— Begin —

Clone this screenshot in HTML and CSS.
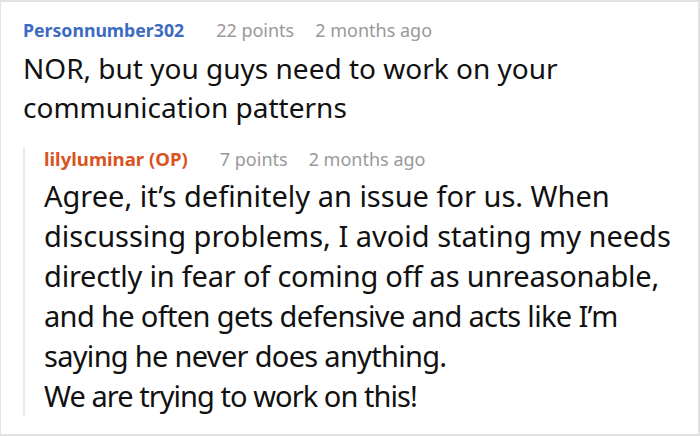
FILE: index.html
```html
<!DOCTYPE html>
<html>
<head>
<meta charset="utf-8">
<link rel="stylesheet" href="styles.css">
</head>
<body>
<div class="frame">
  <div class="comment">
    <div class="meta">
      <span class="user user-blue">Personnumber302</span>
      <span class="info">22 points</span>
      <span class="info">2 months ago</span>
    </div>
    <p class="text">NOR, but you guys need to work on your communication patterns</p>
    <div class="reply">
      <div class="meta">
        <span class="user user-orange">lilyluminar (OP)</span>
        <span class="info">7 points</span>
        <span class="info">2 months ago</span>
      </div>
      <p class="text">Agree, it’s definitely an issue for us. When<br>discussing problems, I avoid stating my needs<br><span class="tight-1">directly in fear of coming off as unreasonable,</span><br><span class="tight-2">and he often gets defensive and acts like I’m</span><br><span class="tight-3">saying he never does anything.</span><br><span class="tight-4">We are trying to work on this!</span></p>
    </div>
  </div>
</div>
</body>
</html>
```

FILE: styles.css
```css
html, body {
  margin: 0;
  padding: 0;
  background: #fff;
}
.frame {
  width: 700px;
  height: 436px;
  box-sizing: border-box;
  border: 2px solid #e2e2e2;
  border-left-width: 1px;
  overflow: hidden;
  font-family: "Noto Sans", "Open Sans", sans-serif;
  color: #111;
}
.comment {
  padding: 16px 20px 0 22px;
}
.meta {
  display: flex;
  gap: 21px;
  font-size: 18px;
  line-height: 24px;
}
.user {
  font-size: 17.7px;
  font-weight: 700;
  margin-right: 11px;
}
.reply .user {
  font-size: 18.6px;
}
.user-blue { color: #3b6bc0; }
.user-orange { color: #d9531e; }
.info { color: #999; }
.text {
  margin: 7px 0 0;
  font-size: 28px;
  line-height: 39px;
}
.reply {
  margin-top: 20px;
  border-left: 2px solid #ececec;
  padding-left: 19px;
}
.reply .text {
  margin-top: 5px;
  font-size: 29px;
  line-height: 40px;
  white-space: nowrap;
}
.tight-1 { letter-spacing: -0.2px; }
.tight-2 { letter-spacing: -0.65px; }
.tight-3 { letter-spacing: -0.7px; }
.tight-4 { letter-spacing: -0.95px; }
```
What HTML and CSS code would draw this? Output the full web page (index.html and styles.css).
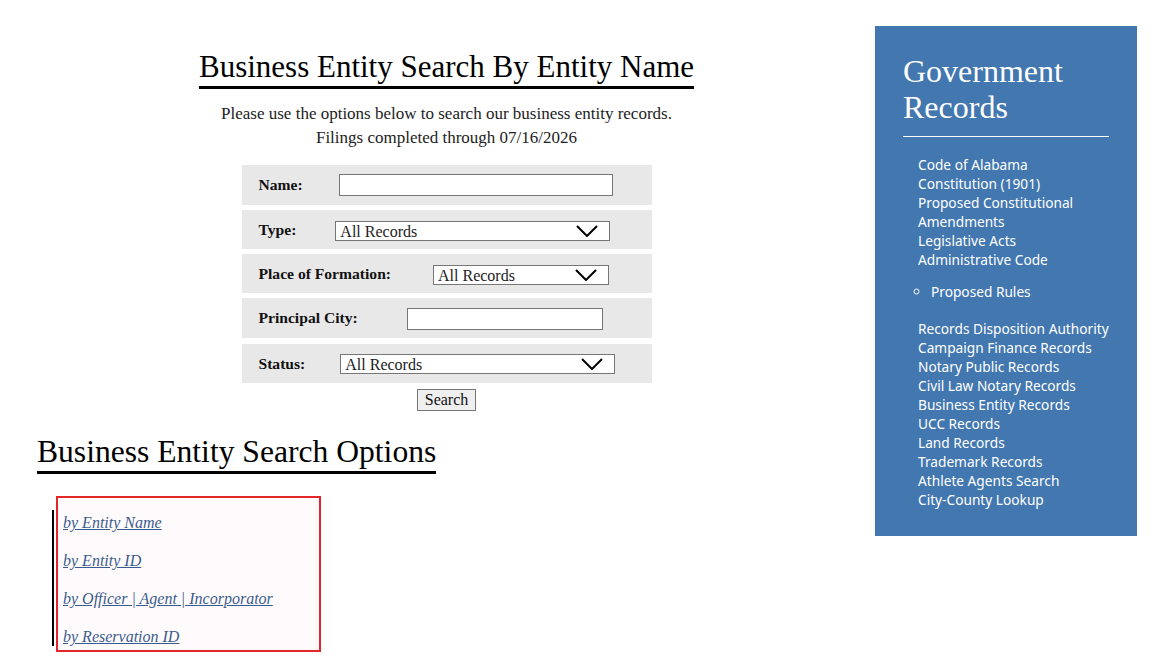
FILE: index.html
```html
<!DOCTYPE html>
<html lang="en">
<head>
<meta charset="utf-8">
<title>Business Entity Search</title>
<link rel="stylesheet" href="styles.css">
</head>
<body>
<div class="page">
  <main class="main">
    <section class="intro">
      <h1 class="title">Business Entity Search By Entity Name</h1>
      <p class="lead">Please use the options below to search our business entity records.<br>Filings completed through 07/16/2026</p>
      <form class="search-form">
        <div class="row row-name">
          <label class="lbl">Name:</label>
          <input class="field field-name" type="text">
        </div>
        <div class="row row-type">
          <label class="lbl">Type:</label>
          <div class="sel sel-type">
            <select><option>All Records</option></select>
            <svg class="chev" viewBox="0 0 22 12" width="22" height="12"><path d="M1 1 L11 11 L21 1" fill="none" stroke="#000" stroke-width="2"/></svg>
          </div>
        </div>
        <div class="row row-place">
          <label class="lbl">Place of Formation:</label>
          <div class="sel sel-place">
            <select><option>All Records</option></select>
            <svg class="chev" viewBox="0 0 22 12" width="22" height="12"><path d="M1 1 L11 11 L21 1" fill="none" stroke="#000" stroke-width="2"/></svg>
          </div>
        </div>
        <div class="row row-city">
          <label class="lbl">Principal City:</label>
          <input class="field field-city" type="text">
        </div>
        <div class="row row-status">
          <label class="lbl">Status:</label>
          <div class="sel sel-status">
            <select><option>All Records</option></select>
            <svg class="chev" viewBox="0 0 22 12" width="22" height="12"><path d="M1 1 L11 11 L21 1" fill="none" stroke="#000" stroke-width="2"/></svg>
          </div>
        </div>
        <div class="actions"><button type="button" class="btn">Search</button></div>
      </form>
    </section>
    <section class="options">
      <h2 class="subtitle">Business Entity Search Options</h2>
      <div class="opt-box">
        <div class="opt-list">
          <a href="#" class="opt-link">by Entity Name</a>
          <a href="#" class="opt-link">by Entity ID</a>
          <a href="#" class="opt-link">by Officer | Agent | Incorporator</a>
          <a href="#" class="opt-link">by Reservation ID</a>
        </div>
      </div>
    </section>
  </main>
  <aside class="sidebar">
    <h2 class="side-title">Government Records</h2>
    <ul class="side-list">
      <li><a href="#">Code of Alabama</a></li>
      <li><a href="#">Constitution (1901)</a></li>
      <li><a href="#">Proposed Constitutional Amendments</a></li>
      <li><a href="#">Legislative Acts</a></li>
      <li><a href="#">Administrative Code</a>
        <ul class="sub-list"><li><a href="#">Proposed Rules</a></li></ul>
      </li>
      <li><a href="#">Records Disposition Authority</a></li>
      <li><a href="#">Campaign Finance Records</a></li>
      <li><a href="#">Notary Public Records</a></li>
      <li><a href="#">Civil Law Notary Records</a></li>
      <li><a href="#">Business Entity Records</a></li>
      <li><a href="#">UCC Records</a></li>
      <li><a href="#">Land Records</a></li>
      <li><a href="#">Trademark Records</a></li>
      <li><a href="#">Athlete Agents Search</a></li>
      <li><a href="#">City-County Lookup</a></li>
    </ul>
  </aside>
</div>
</body>
</html>
```
FILE: styles.css
```css
* { box-sizing: border-box; }
html, body { margin: 0; padding: 0; background: #fff; }
body { font-family: "Liberation Serif", "DejaVu Serif", serif; color: #111; }

.page { display: flex; align-items: flex-start; }

.main { width: 857px; margin-left: 18px; }

.intro { display: flex; flex-direction: column; align-items: center; padding-top: 50px; }

.title {
  margin: 0;
  font-weight: normal;
  font-size: 31px;
  line-height: 34px;
  padding-bottom: 2px;
  border-bottom: 3px solid #000;
  color: #000;
}

.lead {
  margin: 13px 0 0;
  text-align: center;
  font-size: 17px;
  line-height: 24px;
  color: #222;
}

.search-form { margin-top: 15px; width: 410px; display: flex; flex-direction: column; gap: 5px; }

.row {
  background: #e8e8e8;
  height: 40px;
  display: flex;
  align-items: center;
  padding-left: 17px;
}
.row-type, .row-place { height: 39px; }
.row-status { height: 39px; margin-top: 1px; }

.lbl { font-weight: bold; font-size: 15.6px; color: #111; }

.field {
  height: 22px;
  border: 1px solid #767676;
  background: #fff;
  padding: 0 4px;
  font-family: inherit;
}
.field-name { width: 274px; margin-left: 36px; }
.field-city { width: 196px; margin-left: 49px; margin-top: 2px; }

.sel { position: relative; height: 20px; }
.sel select {
  appearance: none;
  -webkit-appearance: none;
  width: 100%;
  height: 20px;
  border: 1px solid #767676;
  background: #fff;
  border-radius: 0;
  font-family: "Liberation Serif", "DejaVu Serif", serif;
  font-size: 16px;
  color: #222;
  padding: 1px 4px 0;
  line-height: 18px;
}
.chev { position: absolute; right: 12px; top: 4px; pointer-events: none; }
.sel-type { width: 275px; margin-left: 39px; margin-top: 2px; }
.sel-place { width: 176px; margin-left: 42px; margin-top: 2px; }
.sel-status { width: 275px; margin-left: 35px; margin-top: 0; }

.actions { display: flex; justify-content: center; margin-top: 1px; }
.btn {
  font-family: "Liberation Serif", "DejaVu Serif", serif;
  font-size: 16px;
  height: 22px;
  width: 59px;
  padding: 0;
  border: 1px solid #767676;
  background: #efefef;
  color: #111;
  border-radius: 0;
  margin-left: 0;
}

.options { padding-left: 19px; margin-top: 23px; }

.subtitle {
  display: inline-block;
  margin: 0;
  font-weight: normal;
  font-size: 31.6px;
  line-height: 35px;
  padding-bottom: 2px;
  border-bottom: 3px solid #000;
  color: #000;
}

.opt-box {
  margin-top: 22px;
  margin-left: 19px;
  width: 265px;
  border: 2px solid #e3262a;
  background: #fffbfc;
  padding: 12px 0 4px 0;
  position: relative;
}
.opt-list {
  display: flex;
  flex-direction: column;
  gap: 20px;
  border-left: 2px solid #000;
  margin-left: -6px;
  padding-left: 9px;
  padding-top: 4px;
}
.opt-link {
  font-style: italic;
  font-size: 16px;
  line-height: 18px;
  color: #3b5b8f;
  text-decoration: underline;
}

.sidebar {
  margin-top: 26px;
  width: 262px;
  height: 510px;
  background: #4277b0;
  padding: 27px 28px 0 28px;
  color: #fff;
}
.side-title {
  margin: 0;
  font-family: "Liberation Serif", "DejaVu Serif", serif;
  font-weight: normal;
  font-size: 32px;
  line-height: 36px;
  padding-bottom: 11px;
  border-bottom: 1px solid #fff;
}
.side-list {
  list-style: none;
  margin: 18px 0 0;
  padding: 0 0 0 15px;
  font-family: "Noto Sans", "Open Sans", sans-serif;
  font-size: 13.7px;
  line-height: 19px;
}
.side-list a { color: #fff; text-decoration: none; }
.sub-list {
  list-style: circle;
  margin: 13px 0 18px;
  padding-left: 13px;
}
```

— End —

• _Work required_: Find all lines where the word "this" appears. Copy them.

• _Task output_:
Clone this screenshot in HTML and CSS.
      <p class="text">Agree, it’s definitely an issue for us. When<br>discussing problems, I avoid stating my needs<br><span class="tight-1">directly in fear of coming off as unreasonable,</span><br><span class="tight-2">and he often gets defensive and acts like I’m</span><br><span class="tight-3">saying he never does anything.</span><br><span class="tight-4">We are trying to work on this!</span></p>
What HTML and CSS code would draw this? Output the full web page (index.html and styles.css).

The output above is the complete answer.